All three are scholars of repute but one (Piketty) particularly stands out. He achieved breakthrough success in the mainstream publishing world with his New York Times bestseller, Capital in the Twenty-First Century, which was published in 2013 and for which he was awarded the British Academy Medal. In the book, Piketty proposes a global wealth tax as a solution for wealth and income inequality. He has served in the British Labour Party’s Economic Advisory Committee, convened by Shadow Chancellor John McDonnell and reporting to former Labour Party Leader Jeremy Corbyn. In 2015, Piketty delivered the 13th Annual Nelson Mandela Lecture at the University of Johannesburg in South Africa. Having completed his PhD studies at the London School of Economics, the French-born economist subsequently joined the university as the distinguished Centennial Professor, doing economic research focusses mainly on wealth inequalities and the use of capital in the 21st century.

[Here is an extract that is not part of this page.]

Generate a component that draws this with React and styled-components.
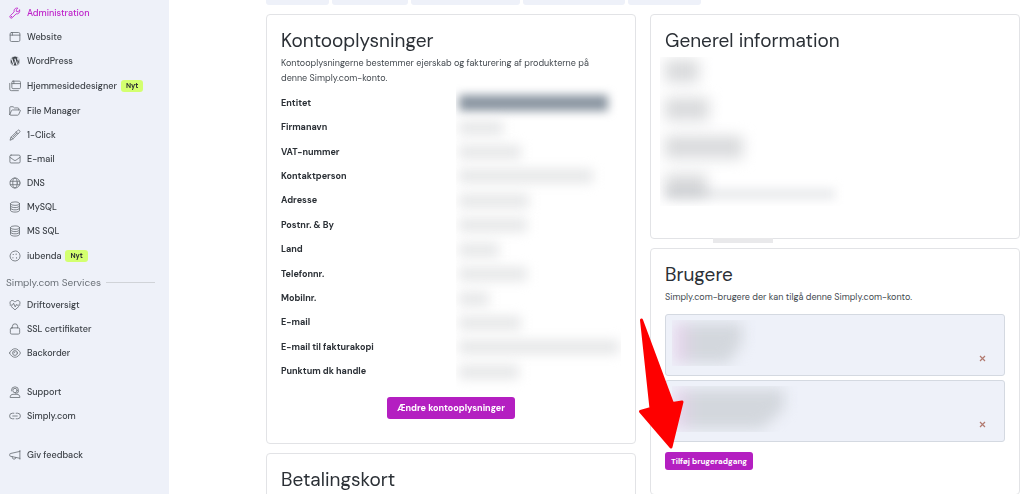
import React from "react"
import styled, { createGlobalStyle } from "styled-components"
import { FaWordpress } from "react-icons/fa"

const GlobalStyle = createGlobalStyle`
  * {
    box-sizing: border-box;
  }

  body {
    margin: 0;
    background: #fff;
    color: #2b3036;
    font-family: "DM Sans", Roboto, "Liberation Sans", sans-serif;
    font-size: 9px;
    line-height: 15px;
  }
`

const Page = styled.div`
  display: flex;
  height: 100vh;
  overflow: hidden;
`

// Sidebar
const Sidebar = styled.nav`
  flex: 0 0 169px;
  background: #eef1f9;
`

const NavList = styled.ul`
  list-style: none;
  margin: 0 0 14px;
  padding: 1px 0 0;
`

const NavLink = styled.a`
  display: flex;
  align-items: center;
  height: ${props => (props.$tall ? "26px" : "24px")};
  padding-left: 9px;
  color: ${props => (props.$active ? "#bd1fc9" : "#3c4147")};
  font-weight: 500;
  text-decoration: none;
`

const NavIcon = styled.svg`
  width: 12px;
  height: 12px;
  margin-right: 6px;
  fill: none;
  stroke: ${props => (props.$active ? "#bd1fc9" : "#6a7076")};
  stroke-width: 1.1;
  stroke-linecap: round;
  stroke-linejoin: round;
`

const WordPressIcon = styled(FaWordpress)`
  width: 10px;
  height: 10px;
  margin: 0 7px 0 1px;
`

const Badge = styled.span`
  margin-left: 4px;
  padding: 0 5px;
  border-radius: 3px;
  background: #d3ff70;
  color: #2b2f33;
  font-size: 7px;
  font-weight: 700;
  line-height: 12px;
`

const SectionLabel = styled.div`
  display: flex;
  align-items: center;
  height: 20px;
  margin-top: -11px;
  padding: 0 14px 0 6px;
  color: #6a7077;
  font-size: 10px;

  &::after {
    content: "";
    flex: 1;
    margin-left: 5px;
    border-top: 1px solid #d0d3d8;
  }
`

// Content
const Main = styled.main`
  flex: 1;
  min-width: 0;
  padding: 0 4px 0 97px;
`

const Tabs = styled.div`
  display: flex;
  gap: 3px;
  height: 5px;
  margin-bottom: 9px;
`

const Tab = styled.div`
  width: ${props => props.$width}px;
  border-radius: 0 0 3px 3px;
  background: #eef1f9;
`

const Columns = styled.div`
  display: grid;
  grid-template-columns: 1fr 1fr;
  gap: 14px;
`

const Column = styled.div`
  display: flex;
  flex-direction: column;
  gap: 9px;
  min-width: 0;
`

const Card = styled.section`
  position: relative;
  display: flex;
  flex-direction: column;
  min-height: ${props => props.$minHeight}px;
  padding: 13px 14px 24px;
  border: 1px solid #e2e3e6;
  border-radius: 4px;
  background: #fff;
`

const Title = styled.h2`
  margin: 0;
  font-size: 19px;
  font-weight: 400;
  line-height: 25px;
`

const Text = styled.p`
  margin: 3px 0 5px;
  padding-right: 14px;
  color: #444a50;
`

const Details = styled.dl`
  flex: 1;
  display: grid;
  grid-auto-rows: 1fr;
  margin: 0 0 13px;
`

const Detail = styled.div`
  display: grid;
  grid-template-columns: 175px 1fr;
  align-items: center;
`

const Term = styled.dt`
  font-weight: 700;
`

const Value = styled.dd`
  align-self: stretch;
  display: flex;
  align-items: center;
  margin: 0;
  padding-left: 3px;
  overflow-x: clip;
`

const Redacted = styled.span`
  width: ${props => props.$width}px;
  height: ${props => (props.$dark ? "16px" : "14px")};
  background: ${props => (props.$dark ? "#8a95a1" : "#e6e7e8")};
  filter: blur(${props => (props.$dark ? "5px" : "6px")});
`

const Button = styled.button`
  align-self: ${props => (props.$small ? "flex-start" : "center")};
  height: ${props => (props.$small ? "18px" : "22px")};
  padding: 0 ${props => (props.$small ? "6px" : "10px")};
  border: 0;
  border-radius: 3px;
  background: #b41fc1;
  color: #fff;
  font-family: inherit;
  font-size: ${props => (props.$small ? "8px" : "9px")};
  font-weight: 700;
  white-space: nowrap;
`

const Redaction = styled.div`
  display: flex;
  flex-direction: column;
  gap: 14px;
  width: 190px;
  height: 149px;
  margin: 4px 0 0 -5px;
  padding: 3px 5px;
  overflow: hidden;
`

const RedactedBlock = styled.div`
  flex-shrink: 0;
  width: ${props => props.$width}px;
  height: 24px;
  background: linear-gradient(#d9dadc 60%, #e6e7e9);
  filter: blur(7px);
`

const RedactedTail = styled.div`
  flex-shrink: 0;
  width: 170px;
  height: 12px;
  margin-top: -24px;
  background: #ebecee;
  filter: blur(5px);
  mix-blend-mode: multiply;
`

const CardHandle = styled.div`
  position: absolute;
  top: 100%;
  left: 62px;
  width: 60px;
  height: 5px;
  background: #e9e9eb;
`

const Users = styled.ul`
  display: grid;
  gap: 4px;
  list-style: none;
  margin: 4px 0 10px;
  padding: 0;
`

const User = styled.li`
  display: flex;
  align-items: flex-end;
  justify-content: space-between;
  height: 62px;
  padding: 5px 15px 10px 6px;
  border: 1px solid #d4d9e1;
  border-radius: 3px;
  background: #eef1f9;
`

const UserRedaction = styled.div`
  align-self: flex-start;
  width: 140px;
  height: 46px;
  padding: 3px 2px;
  overflow: hidden;
`

const RedactedUser = styled.div`
  width: ${props => props.$width}px;
  height: 40px;
  background: linear-gradient(90deg, #ead3ee, #d3d7dd 22px, #d3d7dd);
  clip-path: polygon(0 0, 100% 0, 100% 50%, 80% 100%, 0 100%);
`

const Blur = styled.div`
  filter: blur(7px);
`

const RemoveButton = styled.button`
  display: flex;
  padding: 3px;
  border: 0;
  background: none;
`

const Arrow = styled.svg`
  position: absolute;
  top: 67px;
  left: -16px;
  width: 50px;
  height: 136px;
  pointer-events: none;
`

const icons = {
  wrench: (
    <>
      <path d="M14.3 4.2 12 6.2 9.9 5.9 9.7 3.8 11.9 1.6C10 .9 7.8 1.8 7 3.7c-.4 1-.4 2-.1 2.9L1.7 11.6a1.9 1.9 0 0 0 2.7 2.7l5.1-5.2c2.7 .8 5.5-1.5 4.8-4.9z" />
      <circle cx="3.2" cy="12.9" r=".3" />
    </>
  ),
  browser: (
    <>
      <rect x="1.5" y="2" width="13" height="12" rx="1.8" />
      <path d="M1.5 5.5h13M4.5 2v3.5" />
    </>
  ),
  browsers: (
    <>
      <rect x="3.8" y="1.5" width="11.5" height="10" rx="1.6" />
      <path d="M3.8 4.8h11.5M6.5 1.5v3.3M1 4.5v7.7a2 2 0 0 0 2 2h9.5" />
    </>
  ),
  folder: (
    <path d="M1 12V3.5A1.2 1.2 0 0 1 2.2 2.3h3.3l1.7 1.6h4.6A1.2 1.2 0 0 1 13 5.1v1.5M1 12.7l2.3-5.2a1.5 1.5 0 0 1 1.4-.9h10l.6.7-2.4 5.4a1.5 1.5 0 0 1-1.3.9H2.2A1.2 1.2 0 0 1 1 12.7z" />
  ),
  wand: (
    <path d="M1.5 14.5l1.2-3.6 9-9a1.5 1.5 0 0 1 2.2 0l.2.2a1.5 1.5 0 0 1 0 2.2l-9 9zM9.7 3.9l2.4 2.4M2.7 10.9l2.4 2.4M5 10.9l5.2-5.2" />
  ),
  mail: (
    <>
      <rect x="1.2" y="2.8" width="13.6" height="10.5" rx="1.6" />
      <path d="M1.2 5.6l5.5 4a2.2 2.2 0 0 0 2.6 0l5.5-4" />
    </>
  ),
  globe: (
    <>
      <circle cx="8" cy="8" r="6.7" />
      <ellipse cx="8" cy="8" rx="3" ry="6.7" />
      <path d="M1.8 5.7h12.4M1.8 10.3h12.4" />
    </>
  ),
  database: (
    <>
      <ellipse cx="8" cy="3.5" rx="6" ry="2.3" />
      <path d="M2 3.5v9c0 1.3 2.7 2.3 6 2.3s6-1 6-2.3v-9M2 6.5c0 1.3 2.7 2.3 6 2.3s6-1 6-2.3M2 9.5c0 1.3 2.7 2.3 6 2.3s6-1 6-2.3" />
    </>
  ),
  cookie: (
    <>
      <path d="M8.3 1.4 5 2.2 2.3 4.7 1.3 8l.9 3.5 2.5 2.4 3.5.8 3.5-1 2.3-2.5.8-3.3-.9-3.4-2.4-2.3z" />
      <path d="M5.6 6h.1M5.2 10.3h.1M9.5 5.5h.1M10 10.5h.1" strokeWidth="1.6" />
    </>
  ),
  heart: (
    <>
      <path d="M1.6 7C.4 4.2 2.1 2 4.3 2 5.9 2 7 3 8 4.1 9 3 10.1 2 11.7 2c2.2 0 3.9 2.2 2.7 5M3 10l5 4.5 5-4.5" />
      <path d="M1.5 8.2h3.2l1.4-2.6 2.2 5 1.6-3.3.6.9h4" />
    </>
  ),
  lock: (
    <>
      <rect x="1.8" y="6.5" width="12.4" height="8.3" rx="1.8" />
      <path d="M4.5 6.5V4.6a3.5 3.5 0 0 1 7 0v1.9" />
    </>
  ),
  eye: (
    <>
      <path d="M.7 8C2.3 4.7 4.9 2.3 8 2.3S13.7 4.7 15.3 8c-1.6 3.3-4.2 5.7-7.3 5.7S2.3 11.3.7 8z" />
      <circle cx="8" cy="8" r="3.2" />
      <path d="M8 6.5A1.5 1.5 0 0 1 6.5 8" />
    </>
  ),
  support: (
    <>
      <path d="M3.3 6.5V5.8a4.7 4.7 0 0 1 9.4 0v1a2.7 2.7 0 0 1-2.7 2.7H8.5" />
      <circle cx="8" cy="6" r="2.9" />
      <path d="M1.5 14.8c0-2.4 1.6-3.7 3.9-3.7h5.2c2.3 0 3.9 1.3 3.9 3.7z" />
    </>
  ),
  link: (
    <path d="M6.5 4.3h-2a3.7 3.7 0 0 0 0 7.4h2M9.5 4.3h2a3.7 3.7 0 0 1 0 7.4h-2M5 8h6" />
  ),
  megaphone: (
    <path d="M14.5 2v11.5M14.5 3.2 2 6a1 1 0 0 0-1 1v1.7a1 1 0 0 0 1 1l12.5 2.7M4.5 10.3v1a2.3 2.3 0 0 0 4.5.6v-.6" />
  ),
}

const mainLinks = [
  { label: "Administration", icon: "wrench", active: true },
  { label: "Website", icon: "browser" },
  { label: "WordPress", icon: "wordpress" },
  { label: "Hjemmesidedesigner", icon: "browsers", isNew: true },
  { label: "File Manager", icon: "folder" },
  { label: "1-Click", icon: "wand" },
  { label: "E-mail", icon: "mail" },
  { label: "DNS", icon: "globe" },
  { label: "MySQL", icon: "database" },
  { label: "MS SQL", icon: "database" },
  { label: "iubenda", icon: "cookie", isNew: true },
]

const serviceLinks = [
  { label: "Driftoversigt", icon: "heart" },
  { label: "SSL certifikater", icon: "lock" },
  { label: "Backorder", icon: "eye" },
]

const helpLinks = [
  { label: "Support", icon: "support" },
  { label: "Simply.com", icon: "link" },
]

const feedbackLinks = [{ label: "Giv feedback", icon: "megaphone" }]

const details = [
  { label: "Entitet", width: 149, dark: true },
  { label: "Firmanavn", width: 44 },
  { label: "VAT-nummer", width: 62 },
  { label: "Kontaktperson", width: 134 },
  { label: "Adresse", width: 70 },
  { label: "Postnr. & By", width: 68 },
  { label: "Land", width: 40 },
  { label: "Telefonnr.", width: 68 },
  { label: "Mobilnr.", width: 30 },
  { label: "E-mail", width: 62 },
  { label: "E-mail til fakturakopi", width: 160 },
  { label: "Punktum dk handle", width: 60 },
]

const Nav = ({ links }) => (
  <NavList>
    {links.map(link => (
      <li key={link.label}>
        <NavLink href="#" $active={link.active} $tall={link.isNew}>
          {link.icon === "wordpress" ? (
            <WordPressIcon />
          ) : (
            <NavIcon viewBox="0 0 16 16" $active={link.active}>
              {icons[link.icon]}
            </NavIcon>
          )}
          {link.label}
          {link.isNew && <Badge>Nyt</Badge>}
        </NavLink>
      </li>
    ))}
  </NavList>
)

const UserItem = ({ width }) => (
  <User>
    <UserRedaction>
      <Blur>
        <RedactedUser $width={width} />
      </Blur>
    </UserRedaction>
    <RemoveButton aria-label="Fjern bruger">
      <svg width="7" height="7" viewBox="0 0 7 7">
        <path d="M1 1l5 5M6 1L1 6" stroke="#b27a70" strokeWidth="1.2" />
      </svg>
    </RemoveButton>
  </User>
)

const App = () => {
  return (
    <Page>
      <GlobalStyle />
      <Sidebar>
        <Nav links={mainLinks} />
        <SectionLabel>Simply.com Services</SectionLabel>
        <Nav links={serviceLinks} />
        <Nav links={helpLinks} />
        <Nav links={feedbackLinks} />
      </Sidebar>
      <Main>
        <Tabs>
          {[63, 76, 109, 102, 73].map(width => (
            <Tab key={width} $width={width} />
          ))}
        </Tabs>
        <Columns>
          <Column>
            <Card $minHeight={430}>
              <Title>Kontooplysninger</Title>
              <Text>
                Kontooplysningerne bestemmer ejerskab og fakturering af
                produkterne på denne Simply.com-konto.
              </Text>
              <Details>
                {details.map(({ label, width, dark }) => (
                  <Detail key={label}>
                    <Term>{label}</Term>
                    <Value>
                      <Redacted $width={width} $dark={dark} />
                    </Value>
                  </Detail>
                ))}
              </Details>
              <Button>Ændre kontooplysninger</Button>
            </Card>
            <Card>
              <Title>Betalingskort</Title>
            </Card>
          </Column>
          <Column>
            <Card $minHeight={225}>
              <Title>Generel information</Title>
              <Redaction>
                <RedactedBlock $width={34} />
                <RedactedBlock $width={44} />
                <RedactedBlock $width={78} />
                <RedactedBlock $width={42} />
                <RedactedTail />
              </Redaction>
              <CardHandle />
            </Card>
            <Card $minHeight={246}>
              <Title>Brugere</Title>
              <Text>Simply.com-brugere der kan tilgå denne Simply.com-konto.</Text>
              <Users>
                <UserItem width={68} />
                <UserItem width={110} />
              </Users>
              <Button $small>Tilføj brugeradgang</Button>
              <Arrow viewBox="0 0 50 136">
                <path
                  d="M6.5 4 37.5 87.5 47 86 36 131 5.5 95.5 16 92.5z"
                  fill="#fe0000"
                  stroke="#fe0000"
                  strokeWidth="3"
                  strokeLinejoin="round"
                />
              </Arrow>
            </Card>
          </Column>
        </Columns>
      </Main>
    </Page>
  )
}

export default App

With the latest research, Piketty’s team attempted to analyse why growing inequality in many parts of the world has not led to renewed class-based conflicts, and seems instead to have come with the emergence of new divides over identity and integration. The team observes that “this analysis sheds new light on how political movements succeed in coalescing multiple interests and identities in contemporary democracies. It also helps us understand the conditions under which conflicts over inequality become politically salient, as well as the similarities and constraints of voters supporting ethno-nationalist politicians like Narendra Modi, Jair Bolsonaro, Marine Le Pen, and Donald Trump.”
It is a given that their credentials notwithstanding, the research of Piketty & Co. will be questioned by some scholars and politicians here at home. There can be no doubt though that as the 2024 general election comes into view, some savvy politicians may be inspired to distill this research into valuable intelligence and use it like the Obama campaign did in 2012. That is how far advanced politics is in the 21st century.